Another option is to only render the pixels where a light will shine using a visibility polygon instead of masking out occluded pixels. I don’t think this approach makes a lot of sense anymore though as it uses the CPU heavily instead of GPU, and is not easy to implement robustly. Sometimes people also generate visibility polygons using physics raycasts. This can be very expensive and has popping artifacts if you don’t shoot enough rays.
Pros:
- Easy to implement.
- Pretty fast.
Cons:
- Requires tracing everything with polylines.
- Hard shadows look very sharp and aliased.
- Draw calls can easily get out of hand without culling.
Soft Shadows
Soft shadows are a pretty obvious next step, but are unfortunately much more difficult to achieve with good quality. In my current game, I render shadows at 1/4 resolution for performance on low end machines such as the Raspberry Pi. Though the hard shadows look passable when animated, it’s not hard to prefer the soft version. :)
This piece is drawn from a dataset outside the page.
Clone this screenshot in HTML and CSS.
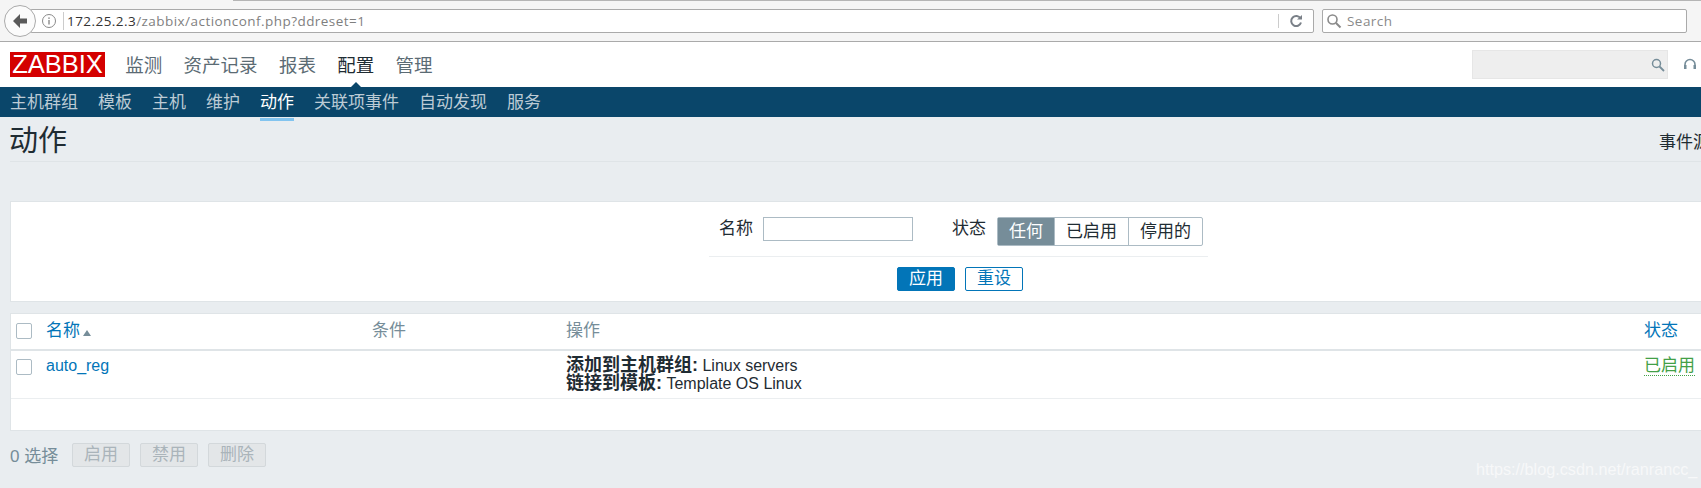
FILE: index.html
```html
<!DOCTYPE html>
<html lang="zh">

<head>
  <meta charset="UTF-8" />
  <title>动作</title>
  <link rel="stylesheet" href="styles.css">
</head>

<body>
  <div class="toolbar">
    <div class="back-button">
      <svg width="20" height="20" viewBox="0 0 20 20"><path d="M10 3 L3 10 L10 17 L10 12.5 L17 12.5 L17 7.5 L10 7.5 Z" fill="#5a5a5a" /></svg>
    </div>
    <div class="url-box">
      <svg class="info-icon" width="16" height="16" viewBox="0 0 16 16"><circle cx="8" cy="8" r="6.5" fill="none" stroke="#8a8a8a" /><rect x="7.3" y="7" width="1.4" height="4.5" fill="#8a8a8a" /><rect x="7.3" y="4.4" width="1.4" height="1.5" fill="#8a8a8a" /></svg>
      <span class="url-text"><b>172.25.2.3</b>/zabbix/actionconf.php?ddreset=1</span>
      <svg class="reload-icon" width="14" height="14" viewBox="0 0 14 14"><path d="M11.5 4.5 A5 5 0 1 0 12 8.5" fill="none" stroke="#7a8088" stroke-width="2" /><path d="M8 5.5 L13 5.5 L13 1 Z" fill="#7a8088" /></svg>
    </div>
    <div class="search-box">
      <svg width="16" height="16" viewBox="0 0 16 16"><circle cx="6.5" cy="6.5" r="4.5" fill="none" stroke="#8a8a8a" stroke-width="1.6" /><path d="M10 10 L14.5 14.5" stroke="#8a8a8a" stroke-width="2" /></svg>
      <span>Search</span>
    </div>
  </div>

  <div class="page">
    <header class="top-nav">
      <div class="logo">ZABBIX</div>
      <a href="#">监测</a>
      <a href="#">资产记录</a>
      <a href="#">报表</a>
      <a href="#" class="selected">配置</a>
      <a href="#">管理</a>
      <div class="global-search">
        <svg width="14" height="14" viewBox="0 0 14 14"><circle cx="5.5" cy="5.5" r="4" fill="none" stroke="#768d99" stroke-width="1.5" /><path d="M8.5 8.5 L13 13" stroke="#768d99" stroke-width="1.8" /></svg>
      </div>
      <svg class="support-icon" width="14" height="14" viewBox="0 0 14 14"><path d="M2 9 V6.5 A5 5 0 0 1 12 6.5 V9" fill="none" stroke="#768d99" stroke-width="1.6" /><rect x="1" y="7" width="2.5" height="4" fill="#768d99" /><rect x="10.5" y="7" width="2.5" height="4" fill="#768d99" /></svg>
    </header>

    <nav class="sub-nav">
      <a href="#">主机群组</a>
      <a href="#">模板</a>
      <a href="#">主机</a>
      <a href="#">维护</a>
      <a href="#" class="selected">动作</a>
      <a href="#">关联项事件</a>
      <a href="#">自动发现</a>
      <a href="#">服务</a>
    </nav>

    <main>
      <div class="title-row">
        <h1>动作</h1>
        <span>事件源</span>
      </div>

      <section class="filter">
        <div class="filter-fields">
          <label>名称</label>
          <input type="text" class="name-input">
          <label class="status-label">状态</label>
          <div class="segments">
            <span class="on">任何</span>
            <span>已启用</span>
            <span>停用的</span>
          </div>
        </div>
        <div class="filter-buttons">
          <button class="btn-apply">应用</button>
          <button class="btn-reset">重设</button>
        </div>
      </section>

      <section class="list">
        <table>
          <thead>
            <tr>
              <th class="col-check"><span class="check"></span></th>
              <th class="col-name"><a href="#">名称</a><i class="sort-arrow"></i></th>
              <th class="col-cond">条件</th>
              <th class="col-ops">操作</th>
              <th><a href="#">状态</a></th>
            </tr>
          </thead>
          <tbody>
            <tr>
              <td><span class="check"></span></td>
              <td><a href="#" class="action-name">auto_reg</a></td>
              <td></td>
              <td class="ops"><b>添加到主机群组:</b> Linux servers<br><b>链接到模板:</b> Template OS Linux</td>
              <td><a href="#" class="enabled">已启用</a></td>
            </tr>
          </tbody>
        </table>
      </section>

      <div class="actions">
        <span class="selected-count">0 选择</span>
        <button disabled>启用</button>
        <button disabled>禁用</button>
        <button disabled>删除</button>
        <span class="watermark">https://blog.csdn.net/ranrancc_</span>
      </div>
    </main>
  </div>
</body>

</html>
```

FILE: styles.css
```css
:root {
  --bg-page: #e9edf0;
  --border: #dfe4e7;
  --navy: #0a466a;
  --link: #0275b8;
  --muted: #768d99;
  --text: #1f2c33;
}

* {
  margin: 0;
  padding: 0;
  box-sizing: border-box;
}

html,
body {
  height: 488px;
  overflow: hidden;
}

body {
  font-family: "Liberation Sans", "Noto Sans CJK SC", sans-serif;
  font-size: 17px;
  color: var(--text);
  background: var(--bg-page);
}

a {
  text-decoration: none;
}

/* browser chrome */
.toolbar {
  position: relative;
  height: 42px;
  display: flex;
  align-items: center;
  padding: 0 14px 0 4px;
  background: #f5f5f5;
  border-bottom: 1px solid #aaa;
}

.toolbar::before {
  content: "";
  position: absolute;
  top: 0;
  left: 233px;
  right: 0;
  height: 1px;
  background: #b5b5b5;
}

.back-button {
  position: relative;
  z-index: 1;
  width: 32px;
  height: 32px;
  flex: none;
  display: flex;
  align-items: center;
  justify-content: center;
  background: #fbfbfb;
  border: 1px solid #aaa;
  border-radius: 50%;
}

.url-box,
.search-box {
  height: 24px;
  display: flex;
  align-items: center;
  background: #fff;
  border: 1px solid #aaa;
  border-radius: 2px;
  font-family: "Open Sans", sans-serif;
  font-size: 13.5px;
  letter-spacing: 0.45px;
}

.url-box {
  flex: 1;
  margin-left: -6px;
  padding-left: 10px;
  color: #7f7f7f;
}

.info-icon {
  flex: none;
}

.url-text {
  flex: 1;
  margin-left: 6px;
  padding-left: 3px;
  border-left: 1px solid #ccc;
}

.url-text b {
  font-weight: 400;
  color: #333;
}

.reload-icon {
  flex: none;
  box-sizing: content-box;
  padding: 0 10px;
  border-left: 1px solid #ccc;
}

.search-box {
  width: 365px;
  flex: none;
  margin-left: 8px;
  padding-left: 3px;
  gap: 5px;
  color: #8a8a8a;
}

/* zabbix page */
.page {
  width: 1720px;
}

.top-nav {
  height: 45px;
  display: flex;
  align-items: center;
  gap: 21.3px;
  padding-left: 10px;
  background: #fff;
  font-size: 18.5px;
}

.top-nav a {
  margin-bottom: 2px;
  color: #5b6b74;
}

.top-nav a.selected {
  position: relative;
  color: var(--text);
}

.top-nav a.selected::after {
  content: "";
  position: absolute;
  left: 50%;
  bottom: -13px;
  margin-left: -8px;
  border: 8px solid transparent;
  border-top: 0;
  border-bottom-color: var(--navy);
}

.logo {
  width: 95px;
  height: 25px;
  margin-right: -1px;
  background: #d40000;
  color: #fff;
  font-size: 25.5px;
  line-height: 25px;
  text-align: center;
}

.global-search {
  width: 196px;
  height: 29px;
  margin-left: auto;
  margin-right: -6px;
  display: flex;
  align-items: center;
  justify-content: flex-end;
  padding-right: 2px;
  background: #eee;
  border: 1px solid #e6e6e6;
}

.support-icon {
  margin-right: 23px;
}

.sub-nav {
  height: 30px;
  display: flex;
  align-items: center;
  gap: 20px;
  padding-left: 10px;
  background: var(--navy);
}

.sub-nav a {
  position: relative;
  margin-bottom: 3px;
  color: #bccbd5;
}

.sub-nav a.selected {
  color: #fff;
}

.sub-nav a.selected::after {
  content: "";
  position: absolute;
  left: 0;
  right: 0;
  bottom: -8px;
  height: 3px;
  background: #82c4ef;
}

.title-row {
  height: 45px;
  margin: 0 0 39px 10px;
  display: flex;
  align-items: center;
  justify-content: space-between;
  padding-right: 10px;
  border-bottom: 1px solid var(--border);
}

.title-row h1 {
  margin: 0 0 3px -1px;
  font-size: 29px;
  font-weight: 400;
}

.title-row span {
  margin-top: 3px;
}

.filter,
.list {
  margin-left: 10px;
  background: #fff;
  border: 1px solid var(--border);
}

.filter {
  height: 101px;
  padding: 15px 0 0 698px;
}

.filter-fields {
  width: 499px;
  height: 40px;
  display: flex;
  align-items: flex-start;
  padding-left: 10px;
  border-bottom: 1px solid #ebeef0;
}

.filter-fields label {
  line-height: 24px;
  margin-right: 10px;
}

.filter-fields .status-label {
  margin-left: 39px;
  margin-right: 11px;
}

.name-input {
  width: 150px;
  height: 24px;
  border: 1px solid #acbbc4;
}

.segments {
  display: flex;
  height: 29px;
  border: 1px solid #acbbc4;
  border-radius: 2px;
}

.segments span {
  padding: 0 11px;
  line-height: 27px;
  border-left: 1px solid #acbbc4;
}

.segments span:first-child {
  border-left: 0;
}

.segments .on {
  background: var(--muted);
  color: #fff;
}

.filter-buttons {
  width: 499px;
  display: flex;
  margin-top: 10px;
  padding-left: 188px;
  gap: 10px;
}

.filter-buttons button {
  width: 58px;
  height: 24px;
  border: 1px solid var(--link);
  border-radius: 2px;
  font: inherit;
  line-height: 20px;
}

.btn-apply {
  background: var(--link);
  color: #fff;
}

.btn-reset {
  background: #fff;
  color: var(--link);
}

.list {
  height: 118px;
  margin-top: 11px;
}

table {
  width: 100%;
  border-collapse: collapse;
  table-layout: fixed;
}

th,
td {
  text-align: left;
  vertical-align: top;
  font-weight: 400;
}

thead tr {
  height: 36px;
  border-bottom: 2px solid #dfe4e7;
}

th {
  padding-top: 6px;
  color: var(--muted);
  line-height: 22px;
}

th a,
td a {
  color: var(--link);
}

tbody tr {
  height: 48px;
  border-bottom: 1px solid #ebeef0;
}

td {
  padding-top: 6px;
  line-height: 18px;
}

.col-check {
  width: 35px;
}

.col-name {
  width: 326px;
}

.col-cond {
  width: 194px;
}

.col-ops {
  width: 1078px;
}

.check {
  display: block;
  width: 16px;
  height: 16px;
  margin: 3px 0 0 5px;
  background: #fff;
  border: 1px solid #acbbc4;
  border-radius: 2px;
}

td .check {
  margin-top: 2px;
}

.sort-arrow {
  display: inline-block;
  margin-left: 3px;
  border: 4px solid transparent;
  border-top: 0;
  border-bottom: 6px solid var(--muted);
}

.action-name {
  font-size: 16px;
}

.ops {
  font-size: 16px;
  line-height: 17.5px;
}

.ops b {
  font-size: 18px;
}

.enabled {
  color: #43a047 !important;
  border-bottom: 1px dotted #43a047;
}

.actions {
  position: relative;
  display: flex;
  align-items: center;
  gap: 10px;
  margin: 11px 0 0 10px;
  color: var(--muted);
}

.selected-count {
  width: 52px;
}

.actions button {
  width: 58px;
  height: 24px;
  background: #e3e6e8;
  border: 1px solid #d3d8db;
  border-radius: 2px;
  color: #aab4ba;
  font: inherit;
  line-height: 20px;
}

.watermark {
  position: absolute;
  left: 1466px;
  top: 18px;
  font-size: 16.2px;
  color: #f7f8f9;
  white-space: nowrap;
}
```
One of the first algorithms I had heard of to implement soft shadows was using shadow fins. Basically you drew hard shadows into the framebuffer’s destination alpha using some variation of the hard shadowing algorithm, then you drew soft “fins” on the edges of the shadows from a texture. I was personally never happy enough with this technique to keep it around. It was too fiddly, and I never found a good way to keep the penumbra from “popping” as the fins moved from one vertex to another.
My own algorithm requires a lot of math, but almost all of the work happens in a vertex shader making it very fast. Initially written for Cocos2D-iPhone, we also made a Unity version that we sold for a while called Super Fast Soft Shadows. I plan to write an entire article on this algorithm next!
Pros:
- Produces great looking, fairly accurate penumbras.
- Pretty fast.
Cons:
- Requires a lot of math to implement correctly.
Screen Space Lightfields
Forward and deferred rendering work with normal mapping because they treat each light individually. So when they shade a pixel, you know which direction the light is coming from. This doesn’t work with screen space lightmaps because all the light gets mixed together in the buffer. Screen space lightfields fix this by storing an approximation of a lit sphere at each pixel, basically like a per-pixel lightprobe. To use it, you render the lightfield first, and then when drawing sprites you sample the lightfield and use the normal to look up the light value on that “approximately lit sphere”. It even works nicely with the shadowing algorithms for lightmaps.
If you are familiar with spherical harmonic light probes, they take a lot of math to understand them, but their implementation is a just a bunch of dot products and arithmetic. My 2D probes are just a simpler, per-pixel version of that based on fourier series, and the implementation is even simpler. I’ve been developing Project Drift to run with full lightfields and soft shadows at 60 hz on a Raspberry Pi 4. It runs great so far. :)
Pros:
- Fast, simple implementation.
- Works with normal mapping and custom materials.
- Works with shadowing.
Cons:
- Requires multiple render targets.
- Bandwidth intensive, but can be subsampled.
- Only works with diffuse materials.
- Requires a lot of math to implement correctly.
Light Space Shadows
There are a few shadowing algorithms I’ve seen (example) that operate in light space to generate a shadow mask directly by rendering the scene. Each light has a buffer, and the alpha of the surrounding sprites and level are rendered into it. Then the shadows are generated in texture space by smearing the alpha from the center out in multiple passes. Some people also apply some radial blur to get some simple soft shadows.
Pros:
- Doesn’t require redundant outline data for shadow casters.
Cons:
- Very expensive, requiring many passes per light.
Even more
A very old, and reliable method that’s still used in some tile based games is grid based raycasting. If it was fast enough to run on an 8 bit computer, it should run on anything! Throw in some texture filtering and some multisampling and it doesn’t look half bad. Take Starbound for instance:
Lately I’ve also seen people experimenting with using raymarching for 2D lighting and even 2D global illumination. The basic idea is simple enough, and there are oodles of tutorials on the subject. It’s really a bit of a rabbit hole on how complicated you want to make it and how much GPU power you want to burn. It also requires representing your scenes as distance fields which is not trivial either.
Lots of choices!
Hopefully this is a useful introduction to somebody setting out to make their own 2D lighting system. I plan to come back to this article to update and expand it. In the mean time, if there’s anything obvious I’m missing, let me know!